Id. at 52, 378 N.W.2d at 455. While
no similar stipulation was entered in
Terrell, the goal of
that chase appears to have been equally clear. We, of course,
intimate no view as to the federal constitutional correctness of
either of those Michigan state court cases.
[
Footnote 9]
The United States, which has submitted a brief as
amicus
curiae, suggests that, in some circumstances, police pursuit
"will amount to a stop from the outset or from an early point in
the chase, if the police command the person to halt and indicate
that he is not free to go." Brief for United States as
Amicus
Curiae 13. Of course, such circumstances are not before us in
this case. We therefore leave to another day the determination of
the circumstances in which police pursuit could amount to a seizure
under the Fourth Amendment.
JUSTICE KENNEDY, with whom JUSTICE SCALIA joins, concurring.
It is no bold step to conclude, as the Court does, that the
evidence should have been admitted, for respondent's unprovoked
flight gave the police ample cause to stop him. The Court instead
concentrates on the significance of the chase; and as to that it is
fair to interpret its opinion as finding no more than an absence of
improper conduct. We would do well to add that, barring the need to
inquire about hot pursuit,
Page 486 U. S. 577
which is not at issue here, neither "chase" nor "investigative
pursuit" need be included in the lexicon of the Fourth
Amendment.
A Fourth Amendment seizure occurs when an individual remains in
the control of law enforcement officials because he reasonably
believes, on the basis of their conduct toward him, that he is not
free to go.
See, e.g., INS v. Delgado, 466 U.
S. 210,
466 U. S. 215
(1984);
United States v. Mendenhall, 446 U.
S. 544,
446 U. S. 554
(1980) (opinion of Stewart, J.).

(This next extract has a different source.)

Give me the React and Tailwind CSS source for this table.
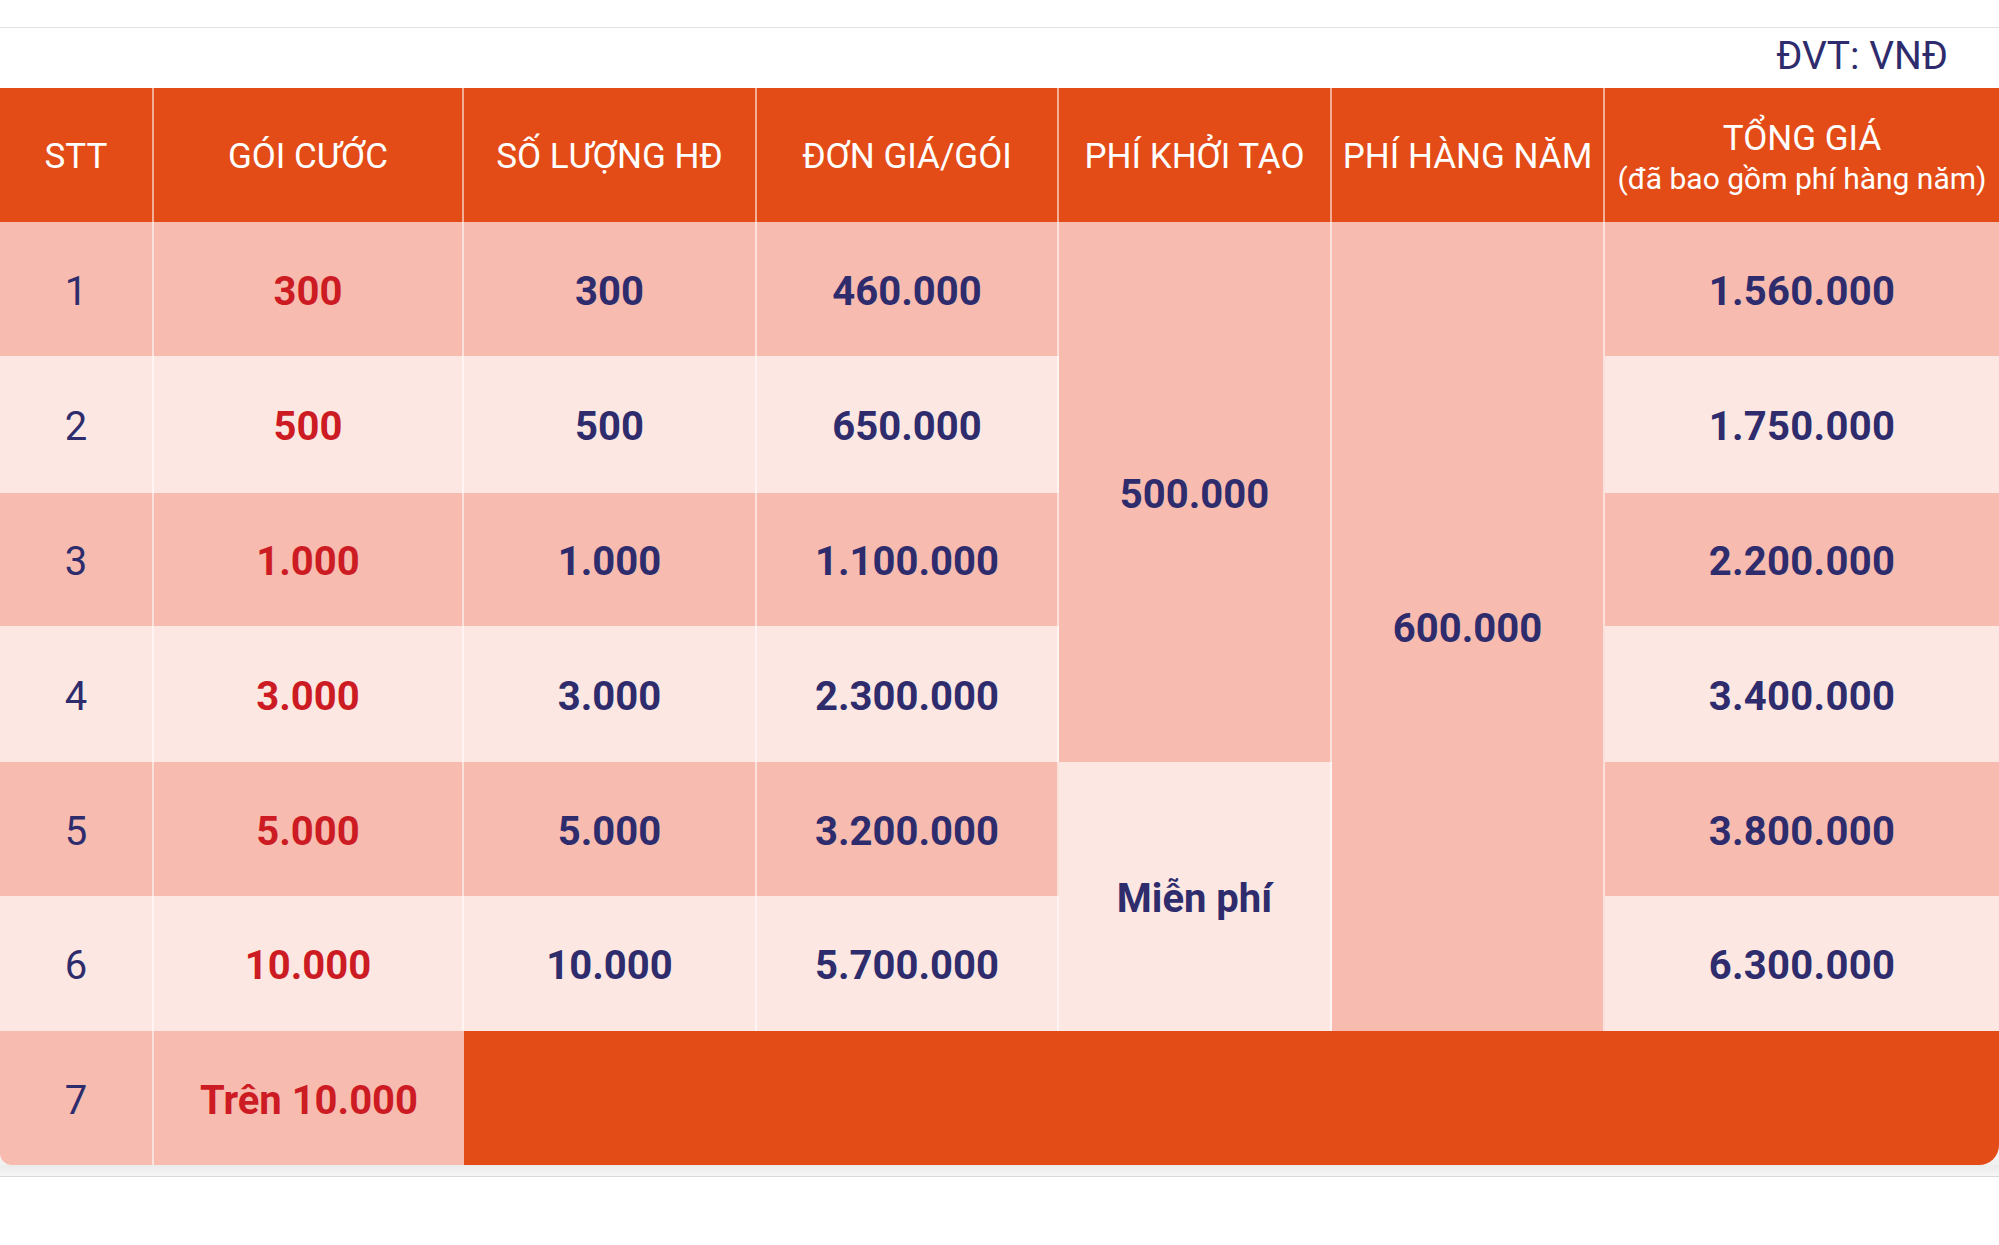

The case before us presented an
opportunity to consider whether even an unmistakable show of
authority can result in the seizure of a person who attempts to
elude apprehension and who discloses contraband or other
incriminating evidence before he is ultimately detained. It is at
least plausible to say that, whether or not the officers' conduct
communicates to a person a reasonable belief that they intend to
apprehend him, such conduct does not implicate Fourth Amendment
protections until it achieves a restraining effect. The Court's
opinion does not foreclose this holding, and I concur.